### WORK TO COMPLETE
Keep only the lines of the data below that contain "screenshot", and copy them.
## begin SUPPLIED ENTRIES
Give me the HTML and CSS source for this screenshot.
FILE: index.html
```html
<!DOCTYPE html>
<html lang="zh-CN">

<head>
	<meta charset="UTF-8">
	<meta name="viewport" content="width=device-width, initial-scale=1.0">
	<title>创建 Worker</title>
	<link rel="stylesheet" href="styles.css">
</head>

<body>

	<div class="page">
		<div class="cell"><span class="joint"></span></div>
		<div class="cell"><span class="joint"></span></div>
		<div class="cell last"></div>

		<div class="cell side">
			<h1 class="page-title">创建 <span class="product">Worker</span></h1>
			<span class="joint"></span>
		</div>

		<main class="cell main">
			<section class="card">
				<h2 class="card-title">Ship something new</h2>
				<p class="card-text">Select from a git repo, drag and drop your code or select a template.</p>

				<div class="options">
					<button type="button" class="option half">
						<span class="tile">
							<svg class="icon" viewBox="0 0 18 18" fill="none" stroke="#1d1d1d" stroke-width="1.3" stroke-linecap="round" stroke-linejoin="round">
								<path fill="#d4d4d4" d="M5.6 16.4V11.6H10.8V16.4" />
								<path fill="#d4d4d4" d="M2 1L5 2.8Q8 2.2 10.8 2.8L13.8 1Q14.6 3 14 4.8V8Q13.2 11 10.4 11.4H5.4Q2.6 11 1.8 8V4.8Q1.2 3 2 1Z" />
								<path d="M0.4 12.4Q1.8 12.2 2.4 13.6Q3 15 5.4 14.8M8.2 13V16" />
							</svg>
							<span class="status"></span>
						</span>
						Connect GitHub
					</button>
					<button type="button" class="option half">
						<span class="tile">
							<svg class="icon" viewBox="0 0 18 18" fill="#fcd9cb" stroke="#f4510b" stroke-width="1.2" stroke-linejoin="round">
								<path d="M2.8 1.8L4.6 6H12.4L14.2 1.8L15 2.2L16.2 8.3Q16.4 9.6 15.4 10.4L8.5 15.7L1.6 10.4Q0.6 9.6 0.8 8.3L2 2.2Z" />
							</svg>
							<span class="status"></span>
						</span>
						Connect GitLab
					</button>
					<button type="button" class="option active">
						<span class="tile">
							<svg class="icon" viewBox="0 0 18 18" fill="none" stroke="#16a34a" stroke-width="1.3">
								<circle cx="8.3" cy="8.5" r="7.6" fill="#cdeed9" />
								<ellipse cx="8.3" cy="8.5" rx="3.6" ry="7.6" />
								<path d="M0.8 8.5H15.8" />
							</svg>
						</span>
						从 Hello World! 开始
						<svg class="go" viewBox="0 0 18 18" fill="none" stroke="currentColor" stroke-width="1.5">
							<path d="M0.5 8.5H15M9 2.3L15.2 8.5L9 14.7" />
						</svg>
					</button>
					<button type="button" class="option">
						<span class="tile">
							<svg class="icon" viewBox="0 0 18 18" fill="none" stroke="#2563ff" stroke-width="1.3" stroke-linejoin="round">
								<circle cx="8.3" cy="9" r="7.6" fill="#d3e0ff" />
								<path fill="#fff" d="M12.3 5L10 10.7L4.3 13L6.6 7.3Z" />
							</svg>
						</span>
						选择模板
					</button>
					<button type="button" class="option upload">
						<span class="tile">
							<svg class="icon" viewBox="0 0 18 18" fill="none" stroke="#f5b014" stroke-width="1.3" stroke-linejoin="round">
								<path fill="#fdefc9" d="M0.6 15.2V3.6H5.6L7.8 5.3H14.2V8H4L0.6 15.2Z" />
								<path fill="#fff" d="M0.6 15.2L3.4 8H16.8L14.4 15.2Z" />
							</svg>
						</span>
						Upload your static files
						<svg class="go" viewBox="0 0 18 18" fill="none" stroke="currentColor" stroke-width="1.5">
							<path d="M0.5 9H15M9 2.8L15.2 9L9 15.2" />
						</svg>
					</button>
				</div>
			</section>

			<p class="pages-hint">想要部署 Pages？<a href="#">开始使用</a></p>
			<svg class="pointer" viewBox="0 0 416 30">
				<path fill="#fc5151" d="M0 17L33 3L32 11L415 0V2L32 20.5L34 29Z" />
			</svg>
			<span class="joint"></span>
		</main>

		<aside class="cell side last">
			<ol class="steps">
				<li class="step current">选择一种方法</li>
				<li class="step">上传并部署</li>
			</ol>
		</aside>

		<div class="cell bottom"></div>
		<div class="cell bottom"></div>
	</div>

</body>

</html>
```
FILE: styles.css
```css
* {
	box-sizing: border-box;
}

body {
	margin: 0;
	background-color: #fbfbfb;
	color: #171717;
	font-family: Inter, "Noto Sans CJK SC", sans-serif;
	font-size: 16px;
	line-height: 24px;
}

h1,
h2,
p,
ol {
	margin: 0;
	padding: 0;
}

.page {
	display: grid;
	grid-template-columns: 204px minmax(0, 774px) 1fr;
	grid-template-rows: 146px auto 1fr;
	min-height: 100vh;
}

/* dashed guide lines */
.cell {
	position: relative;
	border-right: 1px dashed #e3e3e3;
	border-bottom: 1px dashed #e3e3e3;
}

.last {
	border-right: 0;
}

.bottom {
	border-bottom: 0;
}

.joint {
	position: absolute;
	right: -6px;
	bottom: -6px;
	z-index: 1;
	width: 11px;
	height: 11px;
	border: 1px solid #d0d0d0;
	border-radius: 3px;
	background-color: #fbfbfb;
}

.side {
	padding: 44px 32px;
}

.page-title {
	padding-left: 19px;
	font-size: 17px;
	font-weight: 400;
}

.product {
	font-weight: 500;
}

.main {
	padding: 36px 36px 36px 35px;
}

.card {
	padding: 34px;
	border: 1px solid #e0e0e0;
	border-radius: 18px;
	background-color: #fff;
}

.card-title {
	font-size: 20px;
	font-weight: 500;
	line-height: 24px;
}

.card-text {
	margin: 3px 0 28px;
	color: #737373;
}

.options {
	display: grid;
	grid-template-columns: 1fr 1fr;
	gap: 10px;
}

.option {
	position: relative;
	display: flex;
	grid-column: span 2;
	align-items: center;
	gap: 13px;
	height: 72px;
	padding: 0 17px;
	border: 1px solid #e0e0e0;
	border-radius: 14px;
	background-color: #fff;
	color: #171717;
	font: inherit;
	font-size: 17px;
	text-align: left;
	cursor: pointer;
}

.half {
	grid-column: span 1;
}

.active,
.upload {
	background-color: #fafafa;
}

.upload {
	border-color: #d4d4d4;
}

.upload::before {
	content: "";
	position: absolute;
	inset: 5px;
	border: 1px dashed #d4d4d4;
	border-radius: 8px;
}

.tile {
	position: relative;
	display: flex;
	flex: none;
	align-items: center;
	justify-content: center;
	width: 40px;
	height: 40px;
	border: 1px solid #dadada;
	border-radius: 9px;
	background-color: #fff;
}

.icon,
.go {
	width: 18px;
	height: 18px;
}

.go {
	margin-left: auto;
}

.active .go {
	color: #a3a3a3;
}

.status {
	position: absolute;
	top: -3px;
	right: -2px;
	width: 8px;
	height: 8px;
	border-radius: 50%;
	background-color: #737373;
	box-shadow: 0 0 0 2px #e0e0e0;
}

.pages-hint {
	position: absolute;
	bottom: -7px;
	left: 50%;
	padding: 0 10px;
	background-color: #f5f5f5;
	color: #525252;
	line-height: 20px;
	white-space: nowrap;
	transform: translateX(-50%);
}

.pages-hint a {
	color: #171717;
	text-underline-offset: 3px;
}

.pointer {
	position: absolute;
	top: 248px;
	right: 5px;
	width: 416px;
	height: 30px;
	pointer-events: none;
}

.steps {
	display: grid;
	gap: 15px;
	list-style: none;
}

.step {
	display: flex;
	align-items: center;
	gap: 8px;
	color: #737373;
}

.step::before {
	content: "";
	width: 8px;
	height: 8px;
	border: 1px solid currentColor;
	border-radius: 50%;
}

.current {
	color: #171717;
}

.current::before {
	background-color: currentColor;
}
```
## end SUPPLIED ENTRIES
## begin SUPPLIED ENTRIES
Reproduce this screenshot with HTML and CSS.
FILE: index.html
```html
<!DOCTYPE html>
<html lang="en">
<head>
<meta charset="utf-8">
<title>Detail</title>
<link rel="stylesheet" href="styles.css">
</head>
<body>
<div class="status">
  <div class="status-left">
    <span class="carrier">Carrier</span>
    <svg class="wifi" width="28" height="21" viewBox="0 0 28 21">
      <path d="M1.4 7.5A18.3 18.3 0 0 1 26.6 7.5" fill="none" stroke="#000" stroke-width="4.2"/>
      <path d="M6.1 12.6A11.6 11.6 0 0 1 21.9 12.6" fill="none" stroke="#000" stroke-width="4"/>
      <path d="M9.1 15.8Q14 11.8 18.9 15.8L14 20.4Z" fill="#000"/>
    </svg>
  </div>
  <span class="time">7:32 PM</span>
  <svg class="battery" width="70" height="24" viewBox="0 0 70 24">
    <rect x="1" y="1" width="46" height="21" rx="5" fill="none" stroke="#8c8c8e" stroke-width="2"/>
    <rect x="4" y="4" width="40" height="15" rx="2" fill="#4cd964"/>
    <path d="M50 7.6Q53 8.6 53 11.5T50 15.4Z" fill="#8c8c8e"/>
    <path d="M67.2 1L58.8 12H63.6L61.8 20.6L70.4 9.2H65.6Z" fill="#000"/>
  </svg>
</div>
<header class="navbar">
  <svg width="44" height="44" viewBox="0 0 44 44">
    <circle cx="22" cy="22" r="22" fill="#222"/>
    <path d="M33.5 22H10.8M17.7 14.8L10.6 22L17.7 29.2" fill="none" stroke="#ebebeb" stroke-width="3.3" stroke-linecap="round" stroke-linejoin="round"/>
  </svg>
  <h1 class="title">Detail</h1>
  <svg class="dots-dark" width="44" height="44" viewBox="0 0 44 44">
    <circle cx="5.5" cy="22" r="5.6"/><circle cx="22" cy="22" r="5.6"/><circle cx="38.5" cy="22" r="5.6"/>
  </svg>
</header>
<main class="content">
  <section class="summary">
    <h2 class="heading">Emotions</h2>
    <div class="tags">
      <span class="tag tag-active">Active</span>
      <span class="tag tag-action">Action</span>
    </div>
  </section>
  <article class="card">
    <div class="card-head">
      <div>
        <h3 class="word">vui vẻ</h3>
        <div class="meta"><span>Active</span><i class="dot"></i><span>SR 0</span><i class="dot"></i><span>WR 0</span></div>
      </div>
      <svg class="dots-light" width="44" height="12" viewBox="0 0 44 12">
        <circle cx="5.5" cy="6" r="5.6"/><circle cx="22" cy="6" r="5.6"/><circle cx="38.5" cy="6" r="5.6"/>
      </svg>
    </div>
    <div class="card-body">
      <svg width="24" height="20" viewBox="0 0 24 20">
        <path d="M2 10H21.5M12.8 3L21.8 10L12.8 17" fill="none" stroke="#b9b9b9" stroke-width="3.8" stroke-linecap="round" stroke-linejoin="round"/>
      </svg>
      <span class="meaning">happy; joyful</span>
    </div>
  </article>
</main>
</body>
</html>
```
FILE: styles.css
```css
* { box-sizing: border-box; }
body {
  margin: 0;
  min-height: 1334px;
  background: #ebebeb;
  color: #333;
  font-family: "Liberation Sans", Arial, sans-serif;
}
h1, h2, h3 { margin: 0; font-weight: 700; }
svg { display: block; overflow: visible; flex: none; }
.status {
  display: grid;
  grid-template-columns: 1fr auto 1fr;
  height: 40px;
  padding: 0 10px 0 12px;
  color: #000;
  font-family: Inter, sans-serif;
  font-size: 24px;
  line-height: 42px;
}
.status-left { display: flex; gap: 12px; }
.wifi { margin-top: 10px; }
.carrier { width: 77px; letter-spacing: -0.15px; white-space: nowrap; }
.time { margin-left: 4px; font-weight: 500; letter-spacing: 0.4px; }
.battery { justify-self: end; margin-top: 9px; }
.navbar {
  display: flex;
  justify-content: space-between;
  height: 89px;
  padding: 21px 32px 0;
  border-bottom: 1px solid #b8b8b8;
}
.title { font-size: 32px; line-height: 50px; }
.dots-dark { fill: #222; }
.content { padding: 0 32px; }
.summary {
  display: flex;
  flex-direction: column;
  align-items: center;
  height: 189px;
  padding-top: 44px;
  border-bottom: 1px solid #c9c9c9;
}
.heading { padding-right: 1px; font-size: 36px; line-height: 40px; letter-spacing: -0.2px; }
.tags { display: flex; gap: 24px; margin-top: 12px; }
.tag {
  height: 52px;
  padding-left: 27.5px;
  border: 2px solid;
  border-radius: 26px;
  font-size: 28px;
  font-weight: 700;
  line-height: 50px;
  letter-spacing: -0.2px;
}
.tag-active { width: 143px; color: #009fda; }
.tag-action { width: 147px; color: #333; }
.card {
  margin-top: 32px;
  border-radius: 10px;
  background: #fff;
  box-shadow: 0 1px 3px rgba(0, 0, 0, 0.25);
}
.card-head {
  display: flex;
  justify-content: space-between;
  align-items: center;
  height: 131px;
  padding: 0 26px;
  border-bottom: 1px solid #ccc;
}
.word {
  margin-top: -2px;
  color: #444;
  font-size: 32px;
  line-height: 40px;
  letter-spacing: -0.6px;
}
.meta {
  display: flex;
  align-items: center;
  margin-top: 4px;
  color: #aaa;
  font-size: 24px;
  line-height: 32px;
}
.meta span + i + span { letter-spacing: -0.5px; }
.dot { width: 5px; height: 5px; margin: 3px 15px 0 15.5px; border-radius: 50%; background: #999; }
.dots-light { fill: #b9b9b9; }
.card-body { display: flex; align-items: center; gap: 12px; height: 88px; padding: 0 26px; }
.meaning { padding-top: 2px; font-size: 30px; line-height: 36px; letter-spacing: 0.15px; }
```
## end SUPPLIED ENTRIES
### EXERCISE SOLUTION
Give me the HTML and CSS source for this screenshot.
Reproduce this screenshot with HTML and CSS.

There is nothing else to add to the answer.